By Bridget Botelho, Senior Site Editor
AUSTIN, Texas — A session here at Dell World on the convergence of endpoint devices turned out to be a support group for administrators dealing with the consumerization of IT and bring-your-own-device policies.
About 100 IT folks weighed the pros and cons of bring-your-own-device (BYOD) policies and shared their experiences of begrudgingly supporting personal smartphones, iPads and other tablets in addition to corporate-owned PCs.
Part of the problem is that the BYOD concept goes against the ideals of platform standardization in corporations. Tablets are convenient, but they have limitations, so end users can’t ditch their PCs entirely.
“Users can’t use their iPad to run AutoCAD, but they don’t care,” one attendee said. “They still want one.

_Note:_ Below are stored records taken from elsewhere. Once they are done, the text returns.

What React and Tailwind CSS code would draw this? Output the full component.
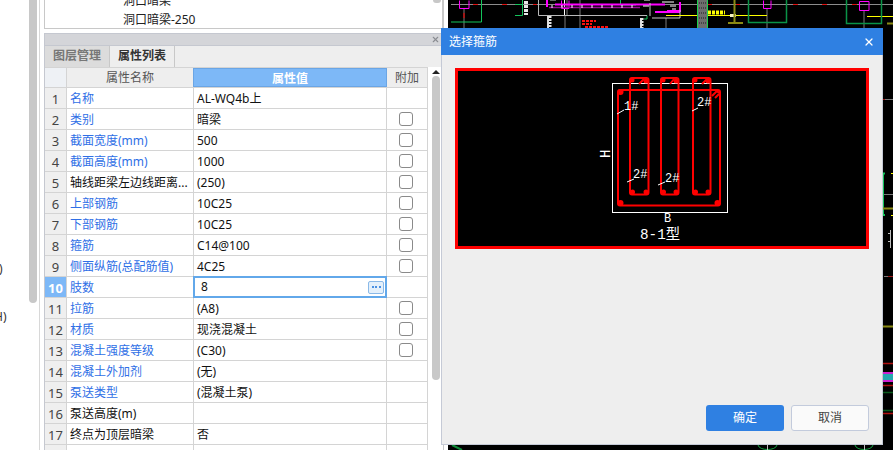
import React from 'react'
import { X } from 'lucide-react'

const rows = [
  { name: '名称', value: 'AL-WQ4b上', blue: true },
  { name: '类别', value: '暗梁', blue: true, check: true },
  { name: '截面宽度(mm)', value: '500', blue: true, check: true },
  { name: '截面高度(mm)', value: '1000', blue: true, check: true },
  { name: '轴线距梁左边线距离...', value: '(250)', check: true },
  { name: '上部钢筋', value: '10C25', blue: true, check: true },
  { name: '下部钢筋', value: '10C25', blue: true, check: true },
  { name: '箍筋', value: 'C14@100', blue: true, check: true },
  { name: '侧面纵筋(总配筋值)', value: '4C25', blue: true, check: true },
  { name: '肢数', value: '8', blue: true, active: true },
  { name: '拉筋', value: '(A8)', blue: true, check: true },
  { name: '材质', value: '现浇混凝土', blue: true, check: true },
  { name: '混凝土强度等级', value: '(C30)', blue: true, check: true },
  { name: '混凝土外加剂', value: '(无)', blue: true },
  { name: '泵送类型', value: '(混凝土泵)', blue: true },
  { name: '泵送高度(m)', value: '' },
  { name: '终点为顶层暗梁', value: '否' },
  { name: '', value: '' },
]

const PropertyRow = ({ row, index }) => (
  <div className="flex h-[21px] shrink-0 border-b border-[#d4d4d4] text-[12px] leading-[22px]">
    <div
      className={
        row.active
          ? 'w-[22px] shrink-0 border-r border-[#d4d4d4] bg-[#7db8f7] text-center text-[13px] font-bold text-white'
          : 'w-[22px] shrink-0 border-r border-[#d4d4d4] bg-[#efefef] text-center text-[13px] text-[#444]'
      }
    >
      {index + 1}
    </div>
    <div
      className={
        row.blue
          ? 'w-[127px] shrink-0 overflow-hidden border-r border-[#d4d4d4] pl-[3px] whitespace-nowrap text-[#2f6fe6]'
          : 'w-[127px] shrink-0 overflow-hidden border-r border-[#d4d4d4] pl-[3px] whitespace-nowrap text-[#111]'
      }
    >
      {row.name}
    </div>
    {row.active ? (
      <div className="-mt-px -ml-px flex h-[22px] w-[194px] shrink-0 items-center justify-between border-2 border-[#62a8ea] pr-[1px] pl-[6px] text-[#111]">
        <span>{row.value}</span>
        <span className="flex h-[13px] w-[16px] items-center justify-center gap-[1.5px] rounded-[2px] border border-[#8ab9e8] bg-[#e4f0fb]">
          <i className="h-[2px] w-[2px] bg-[#4a90e2]" />
          <i className="h-[2px] w-[2px] bg-[#4a90e2]" />
          <i className="h-[2px] w-[2px] bg-[#4a90e2]" />
        </span>
      </div>
    ) : (
      <div className="w-[193px] shrink-0 border-r border-[#d4d4d4] pl-[3px] text-[#111]">{row.value}</div>
    )}
    <div className="flex w-[41px] shrink-0 items-center justify-center border-r border-[#d4d4d4] pr-[2px]">
      {row.check && <span className="h-[14px] w-[14px] rounded-[3px] border border-[#8a8a8a] bg-white" />}
    </div>
  </div>
)

// cad plan behind the dialog, drawn in screen coordinates
const CadPlan = () => (
  <svg className="block" width="445" height="450" viewBox="448 0 445 450" fill="none">
    <path d="M451 4.5H893" stroke="#8c8c8c" />
    <path d="M473 4.5h5M502 4.5h5M533 4.5h4M708 4.5h4M736 4.5h4M793 4.5h5M822 4.5h5M852 4.5h5" stroke="#e01010" />
    <path d="M464 9V28M580 0V28M565 15V28M567 0V16M666 18V28M767 8V28M864 10V28" stroke="#7a7a7a" />
    <path d="M464 13v5" stroke="#a01818" strokeWidth="2" />
    <path d="M481.5 0V22H451M522.5 0V15.5H515M515 4.5H522" stroke="#13c45a" />
    <path d="M620.5 0V5H636M640 15.5H647V19H644" stroke="#13c45a" />
    <path d="M538.5 0V15.5H647" stroke="#b9b9b9" strokeWidth="1" />
    <path d="M564.5 0V15" stroke="#fff" />
    <path d="M459.5 0.5V8.5H469V0.5M561.5 0.5V8.5H569V0.5M763.5 0.5V8.5H771V0.5" stroke="#ff00ff" />
    <path d="M859.5 1.5H869V10.5H859.5Z" stroke="#ff00ff" />
    <path d="M547 0V7M555 4.5H665M667 11H680V2M655 12H680" stroke="#ff00ff" strokeWidth="2" />
    <path d="M549 7.5H640" stroke="#9a0a9a" strokeWidth="1.5" />
    <path d="M552 5v3M562 5v3M572 5v3M582 5v3M592 5v3M602 5v3M612 5v3M622 5v3M632 5v3" stroke="#fff" />
    <path d="M550 0H556M652 18H680V10M650 3V16" stroke="#c8c8c8" />
    <path d="M547 16h2v12h-2zM640 18h2v10h-2z" fill="#ddd" />
    <path d="M643 6h6M644 0h6M662 2h12M670 6h6M672 9h4" stroke="#fff" />
    <path d="M550 16V28M642 18V28" stroke="#e5e5e5" strokeDasharray="2 1" strokeWidth="3" />
    <path d="M526 1V15" stroke="#e8e8e8" strokeWidth="4" strokeDasharray="3 1" />
    <path d="M582 21h14M582 24h10M585 27h24" stroke="#ff1010" strokeWidth="2" strokeDasharray="3 1" />
    <path d="M666 15.5H767M867 16.5H893" stroke="#ffff00" />
    <path d="M708 12.5H725" stroke="#ffff00" strokeWidth="4" strokeDasharray="3 1" />
    <path d="M730 15.5h6" stroke="#f5f0c0" strokeWidth="3" />
    <rect x="698" y="0" width="9" height="28" fill="#6e6e6e" />
    <path d="M699 3h7M699 8h7M699 13h7M699 18h7M699 23h7" stroke="#1c1c1c" strokeDasharray="1 1" />
    <path d="M697.5 0V28M707.5 0V28" stroke="#19d24a" />
    <path d="M734.5 0V22M728 23H743M887 23.5H893" stroke="#8a8a14" strokeWidth="2" />
    <path d="M748.5 0V22.5H786.5V0M846.5 0V23.5H881.5V0" stroke="#0a9347" strokeWidth="1.5" />
    <path d="M883 99.5H885" stroke="#a01818" />
    <path d="M885 99.5H893M883 194.5H893M884 276.5H888" stroke="#7a7a7a" />
    <path d="M888 276.5H893" stroke="#a01818" />
    <path d="M885 173.5H883V215H885" stroke="#13c45a" strokeWidth="2" />
    <path d="M891 173.5H893M891 215.5H893" stroke="#ffff00" />
    <path d="M883 208.5H893M883 326.5H893" stroke="#8a8a14" strokeWidth="2" />
    <path d="M890.5 230V248M888 233.5H890M888 241.5H890" stroke="#bdbdbd" />
    <path d="M883 363.5H893M883 385.5H893M883 413.5H893" stroke="#b01010" strokeWidth="1.5" />
    <path d="M883 373H893M883 381H893" stroke="#d020d0" strokeWidth="2" />
    <rect x="883" y="374" width="10" height="6" fill="#25a8b0" />
    <path d="M883 392.5H893M883 410.5H893" stroke="#0a5a1c" strokeWidth="1.5" />
    <path d="M758 445c1 6 18 6 19 0M855 445c1 6 17 6 18 0" stroke="#13a040" />
    <path d="M767.5 445V450M864.5 445V450" stroke="#bdbdbd" />
    <path d="M452 445L462 450" stroke="#0f8a38" strokeWidth="2" />
  </svg>
)

// stirrup section inside the dialog, same screen coordinates
const StirrupSection = () => (
  <svg className="block" width="408" height="175" viewBox="458 71 408 175" fill="none">
    <rect x="612.5" y="83.5" width="115" height="129" stroke="#fff" />
    <rect x="618" y="90" width="102" height="115.5" rx="2" stroke="#ff0000" strokeWidth="2" />
    <rect x="630" y="78" width="18.5" height="116.5" rx="2" stroke="#ff0000" strokeWidth="2" />
    <rect x="661" y="78" width="17.5" height="116.5" rx="2" stroke="#ff0000" strokeWidth="2" />
    <rect x="693" y="78" width="17.5" height="116.5" rx="2" stroke="#ff0000" strokeWidth="2" />
    <g fill="#ff0000">
      <circle cx="620.5" cy="92" r="3" />
      <circle cx="620.5" cy="203" r="3" />
      <circle cx="717.5" cy="203" r="3" />
      <circle cx="632" cy="80" r="2.5" />
      <circle cx="646" cy="81" r="2.5" />
      <circle cx="663" cy="80" r="2.5" />
      <circle cx="676" cy="81" r="2.5" />
      <circle cx="695" cy="80" r="2.5" />
      <circle cx="708" cy="81" r="2.5" />
      <circle cx="632.5" cy="192" r="2.5" />
      <circle cx="646" cy="192" r="2.5" />
      <circle cx="663.5" cy="192" r="2.5" />
      <circle cx="676" cy="192" r="2.5" />
      <circle cx="695.5" cy="192" r="2.5" />
      <circle cx="708" cy="192" r="2.5" />
    </g>
    <path d="M712 96l5-5 2 2M715 98l4-4M639 84l5-5M670 84l4-5M702 84l5-5" stroke="#ff0000" strokeWidth="2" />
    <path d="M617 114l7-4M692 111l6-3M627 182l7-3M658 185l7-3" stroke="#fff" />
    <g fill="#fff" fontFamily="'Liberation Mono', monospace" fontSize="12">
      <text x="624" y="110">1#</text>
      <text x="697" y="106">2#</text>
      <text x="633" y="178">2#</text>
      <text x="665" y="182">2#</text>
      <text x="664" y="222" fontSize="12">B</text>
      <text x="0" y="0" fontSize="14" transform="translate(610 158) rotate(-90)">H</text>
      <text
        x="640"
        y="239"
        fontSize="15"
        textLength="40"
        lengthAdjust="spacingAndGlyphs"
        fontFamily="'Liberation Mono', 'Noto Sans CJK SC', monospace"
      >
        8-1型
      </text>
    </g>
  </svg>
)

const App = () => {
  return (
    <div className="relative flex h-[450px] w-[893px] overflow-hidden bg-white font-['Noto_Sans','Noto_Sans_CJK_SC',sans-serif]">
      {/* left strip, clipped text and scrollbar */}
      <div className="flex h-full w-[44px] shrink-0">
        <div className="w-[29px] shrink-0 overflow-hidden text-[12px] leading-[16px] text-[#333]">
          <div className="mt-[261px] -ml-[1px]">)</div>
          <div className="mt-[32px] -ml-[6px]">H)</div>
        </div>
        <div className="h-[303px] w-[8px] shrink-0 rounded-b-[4px] bg-[#c8c8c8]" />
        <div className="h-full w-[3px] shrink-0 border-r border-[#d8d8d8]" />
      </div>

      {/* property panels */}
      <div className="flex h-full w-[399px] shrink-0 flex-col">
        <div className="relative h-[29px] shrink-0 overflow-hidden border-x border-b border-[#c8c8c8] pl-[78px] text-[12px] leading-[16px] text-[#222]">
          <div className="-mt-[7px]">洞口暗梁</div>
          <div className="mt-[3px]">洞口暗梁-250</div>
          <div className="absolute top-0 right-[1px] h-[3px] w-[8px] rounded-b-[4px] bg-[#c8c8c8]" />
        </div>
        <div className="mt-[4px] flex min-h-0 flex-1 flex-col border-l border-t border-[#c5c8d0]">
          <div className="flex h-[11px] shrink-0 items-center justify-end bg-[#d4d5d9] pr-[3px]">
            <X size={9} strokeWidth={3} className="text-[#8a8d92]" />
          </div>
          <div className="flex h-[22px] shrink-0 border-t border-[#c5c8d0] bg-[#eeeeee] text-[12px] leading-[20px] font-bold">
            <div className="w-[65px] border-r border-[#c8c8c8] bg-[#dcdcdc] text-center text-[#777]">图层管理</div>
            <div className="w-[65px] border-r border-[#c8c8c8] text-center text-[#333]">属性列表</div>
          </div>
          <div className="flex min-h-0 flex-1">
            <div className="flex w-[383px] shrink-0 flex-col">
              <div className="flex h-[21px] shrink-0 border-y border-[#d4d4d4] bg-[#eeeeee] text-[12px] leading-[19px] text-[#555]">
                <div className="w-[22px] shrink-0 border-r border-[#d4d4d4] bg-[#eef1f5]" />
                <div className="w-[127px] shrink-0 border-r border-[#d4d4d4] text-center">属性名称</div>
                <div className="-ml-px w-[194px] shrink-0 border border-[#6aa5e5] bg-[#7db8f7] text-center font-bold text-white">属性值</div>
                <div className="w-[41px] shrink-0 border-r border-[#d4d4d4] text-center">附加</div>
              </div>
              {rows.map((row, i) => (
                <PropertyRow key={i} row={row} index={i} />
              ))}
            </div>
            <div className="flex flex-1 flex-col items-start pt-[3px] pl-[4px]">
              <div className="h-0 w-0 border-x-[4px] border-b-[4px] border-x-transparent border-b-[#222]" />
              <div className="mt-[2px] h-[304px] w-[8px] rounded-[4px] bg-[#c8c8c8]" />
            </div>
          </div>
        </div>
      </div>

      {/* thin gutter and cad canvas */}
      <div className="h-full w-[1px] shrink-0 bg-[#c8c8c8]" />
      <div className="h-full w-[4px] shrink-0 bg-white" />
      <div className="h-full flex-1 bg-black">
        <CadPlan />
      </div>

      {/* dialog */}
      <div className="absolute top-[28px] left-[441px] flex h-[417px] w-[442px] flex-col border-x border-b border-[#c5cad6] bg-[#eeeeee]">
        <div className="-mx-px flex h-[27px] shrink-0 items-center justify-between bg-[#2f80e2] pr-[8px] pl-[8px] text-[12px] text-white">
          <span>选择箍筋</span>
          <X size={12} strokeWidth={2.5} />
        </div>
        <div className="mx-[13px] mt-[13px] h-[181px] w-[414px] border-[3px] border-[#ff0000] bg-black">
          <StirrupSection />
        </div>
        <div className="mt-auto mr-[13px] mb-[13px] flex justify-end gap-[7px] text-[12px]">
          <button className="h-[26px] w-[78px] rounded-[3px] bg-[#2f80e2] text-white">确定</button>
          <button className="h-[26px] w-[78px] rounded-[3px] border border-[#c3cbdc] bg-[#fafafa] text-[#444]">取消</button>
        </div>
      </div>
    </div>
  )
}

export default App
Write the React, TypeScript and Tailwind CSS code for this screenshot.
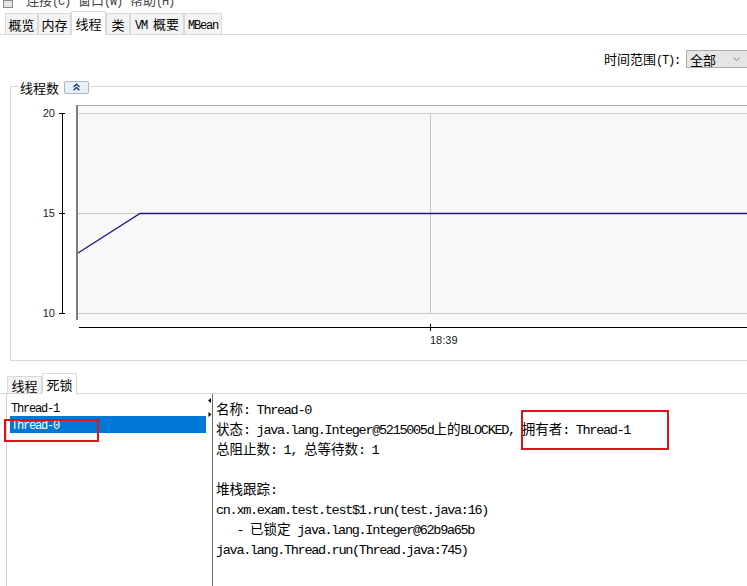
import React from 'react';

const ASCII = /^[\x20-\x7e]+$/;

// Mixed CJK / latin text: latin runs use a narrow monospace like SimSun's half-width glyphs
function Mixed({ text, size = 'md' }: { text: string; size?: 'md' | 'sm' }) {
  const parts = text.split(/([\x20-\x7e]+)/).filter(Boolean);
  return (
    <span className="whitespace-pre">
      {parts.map((p, i) =>
        ASCII.test(p) ? (
          <span
            key={i}
            className={
              size === 'md'
                ? "font-['Liberation_Mono',monospace] tracking-[-1.3px]"
                : "font-['Liberation_Mono',monospace] text-[12px] tracking-[-1.2px]"
            }
          >
            {p}
          </span>
        ) : (
          <span key={i}>{p}</span>
        )
      )}
    </span>
  );
}

const topTabs = [
  { label: '概览', w: 'w-[33px]' },
  { label: '内存', w: 'w-[33px]' },
  { label: '线程', w: 'w-[35px]', active: true },
  { label: '类', w: 'w-[24px]' },
  { label: 'VM 概要', w: 'w-[54px]' },
  { label: 'MBean', w: 'w-[38px]' },
];

const detailLines = [
  '名称: Thread-0',
  '状态: java.lang.Integer@5215005d上的BLOCKED, 拥有者: Thread-1',
  '总阻止数: 1, 总等待数: 1',
  '',
  '堆栈跟踪: ',
  'cn.xm.exam.test.test$1.run(test.java:16)',
  '   - 已锁定 java.lang.Integer@62b9a65b',
  'java.lang.Thread.run(Thread.java:745)',
];

function ThreadChart() {
  return (
    <svg width="736" height="274" viewBox="11 87 736 274" className="block">
      {/* y axis */}
      <line x1="62.5" y1="113" x2="62.5" y2="314" stroke="#000" />
      {[113, 213, 313].map((y) => (
        <line key={y} x1="59" y1={y + 0.5} x2="65" y2={y + 0.5} stroke="#000" />
      ))}
      {[
        ['20', 113],
        ['15', 213],
        ['10', 313],
      ].map(([t, y]) => (
        <text
          key={t}
          x="55"
          y={(y as number) + 4}
          textAnchor="end"
          fontSize="11"
          fontFamily="'Liberation Sans', sans-serif"
          fill="#222"
        >
          {t}
        </text>
      ))}

      {/* plot area */}
      <rect x="76" y="105" width="700" height="215" fill="#f8f8f8" />
      <line x1="76" y1="105.5" x2="760" y2="105.5" stroke="#a9a9a9" />
      <line x1="78" y1="113.5" x2="760" y2="113.5" stroke="#cfcfcf" />
      <line x1="78" y1="213.5" x2="760" y2="213.5" stroke="#c6c6c6" />
      <line x1="78" y1="313.5" x2="760" y2="313.5" stroke="#c6c6c6" />
      <line x1="430.5" y1="113" x2="430.5" y2="313" stroke="#c6c6c6" />
      <line x1="77" y1="105" x2="77" y2="320" stroke="#7c7c7c" strokeWidth="2" />

      {/* data */}
      <polyline points="78,253 140,213.5 760,213.5" fill="none" stroke="#1e1a7a" strokeWidth="1.3" />

      {/* x axis */}
      <line x1="79" y1="327.5" x2="760" y2="327.5" stroke="#000" />
      <line x1="430.5" y1="324" x2="430.5" y2="331" stroke="#000" />
      <text x="430" y="344" fontSize="11" fontFamily="'Liberation Sans', sans-serif" fill="#222">
        18:39
      </text>
    </svg>
  );
}

export default function App() {
  return (
    <div className="relative w-[747px] h-[586px] overflow-hidden bg-white text-[13px] text-black font-['Noto_Sans_CJK_SC',sans-serif]">
      {/* clipped menu bar */}
      <div className="h-[11px] overflow-hidden flex items-end pl-[3px] gap-[13px] text-[#444]">
        <div className="w-[10px] h-[8px] border border-[#8a8a8a] bg-[#e6e6e6] self-start" />
        <div className="-mt-[12px] flex gap-[8px] leading-[18px]">
          <Mixed text="连接(C)" size="sm" />
          <Mixed text="窗口(W)" size="sm" />
          <Mixed text="帮助(H)" size="sm" />
        </div>
      </div>

      {/* main tabs */}
      <div className="h-[24px] flex items-end pl-[5px] border-b border-[#d9d9d9]">
        {topTabs.map((t) =>
          t.active ? (
            <div
              key={t.label}
              className={`${t.w} h-[24px] -mb-px relative z-10 bg-white border border-b-0 border-[#d9d9d9] flex items-center justify-center leading-none`}
            >
              <Mixed text={t.label} size="sm" />
            </div>
          ) : (
            <div
              key={t.label}
              className={`${t.w} h-[21px] bg-[#f3f3f3] border border-b-0 border-[#d9d9d9] flex items-center justify-center leading-none`}
            >
              <Mixed text={t.label} size="sm" />
            </div>
          )
        )}
      </div>

      {/* time range */}
      <div className="mt-[15px] h-[18px] flex justify-end items-center">
        <span className="leading-none">
          <Mixed text="时间范围(T):" size="sm" />
        </span>
        <div className="ml-[6px] -mr-[9px] w-[70px] h-[18px] border border-[#adadad] bg-[#e5e5e5] flex items-center pl-[3px] leading-none">
          <span>全部</span>
          <svg width="7" height="4" viewBox="0 0 7 4" className="ml-auto mr-[15px]">
            <polyline points="0.5,0.5 3.5,3.5 6.5,0.5" fill="none" stroke="#808080" />
          </svg>
        </div>
      </div>

      {/* chart group */}
      <div className="relative ml-[10px] mt-[18px] h-[275px] border-l border-y border-[#d6d6d6]">
        <div className="absolute left-[7px] -top-[8px] flex items-center gap-[5px] bg-white px-[2px] h-[16px] leading-none">
          <span>线程数</span>
          <div className="w-[25px] h-[13px] rounded-[2px] border border-[#a9b7cc] bg-[#eaf0f8] flex items-center justify-center">
            <svg width="9" height="8" viewBox="0 0 9 8">
              <polyline points="1.5,4 4.5,1.2 7.5,4" fill="none" stroke="#1f3a6e" strokeWidth="1.3" />
              <polyline points="1.5,7.3 4.5,4.5 7.5,7.3" fill="none" stroke="#1f3a6e" strokeWidth="1.3" />
            </svg>
          </div>
        </div>
        <ThreadChart />
      </div>

      {/* lower tabs */}
      <div className="mt-[10px] h-[23px] flex items-end pl-[7px] border-b border-[#d9d9d9]">
        <div className="w-[35px] h-[17px] bg-[#f3f3f3] border border-b-0 border-[#d9d9d9] flex items-center justify-center leading-none">
          线程
        </div>
        <div className="w-[35px] h-[21px] -mb-px relative z-10 bg-white border border-b-0 border-[#d9d9d9] flex items-center justify-center leading-none">
          死锁
        </div>
      </div>

      {/* split pane */}
      <div className="flex h-[192px]">
        <div className="ml-[6px] w-[201px] border-l border-[#d0d0d0] pt-[5px] pl-[3px] pr-[1px]">
          <div className="h-[17px] flex items-center pl-[1px] leading-none">
            <Mixed text="Thread-1" size="sm" />
          </div>
          <div className="h-[17px] flex items-center pl-[1px] leading-none bg-[#0078d7] text-white">
            <Mixed text="Thread-0" size="sm" />
          </div>
        </div>
        <div className="w-[5px]">
          <svg width="5" height="26" viewBox="0 0 5 26" className="block">
            <polygon points="4,4 1,6.5 4,9" fill="#000" />
            <polygon points="1.5,18 4.5,20.5 1.5,23" fill="#000" />
          </svg>
        </div>
        <div className="flex-1 border-l border-[#6b6b6b] pl-[3px] pt-[4px] text-[13.5px] leading-[20px]">
          {detailLines.map((line, i) => (
            <div key={i} className="h-[20px]">
              <Mixed text={line} />
            </div>
          ))}
        </div>
      </div>

      {/* red annotation boxes */}
      <div className="absolute left-[4px] top-[419px] w-[95px] h-[23px] border-2 border-[#e0121c]" />
      <div className="absolute left-[521px] top-[410px] w-[148px] h-[40px] border-2 border-[#e0121c]" />
    </div>
  );
}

All we can do is be flexible and suggest specs and configurations, but we see the gamut of devices anyway.”
“You have to support them, because end users are circumventing IT in ways you wouldn’t believe,” another attendee said.
In companies that do let employees use their tablets for work, IT ends up managing multiple platforms per end user, which is obviously not a popular concept among time-strapped administrators.
“We have all of these employees who want iPads, and if we let them use those devices, we end up supporting all these different browsers and applications and wireless environments,” one attendee griped. “These are the same employees who don’t even know what a wireless connection is.”
Other attendees shared stories of end users who they said are too clueless to take responsibility for their own devices — particularly when running corporate applications on them. Many end users don’t know how to ensure a connection is secure, for instance.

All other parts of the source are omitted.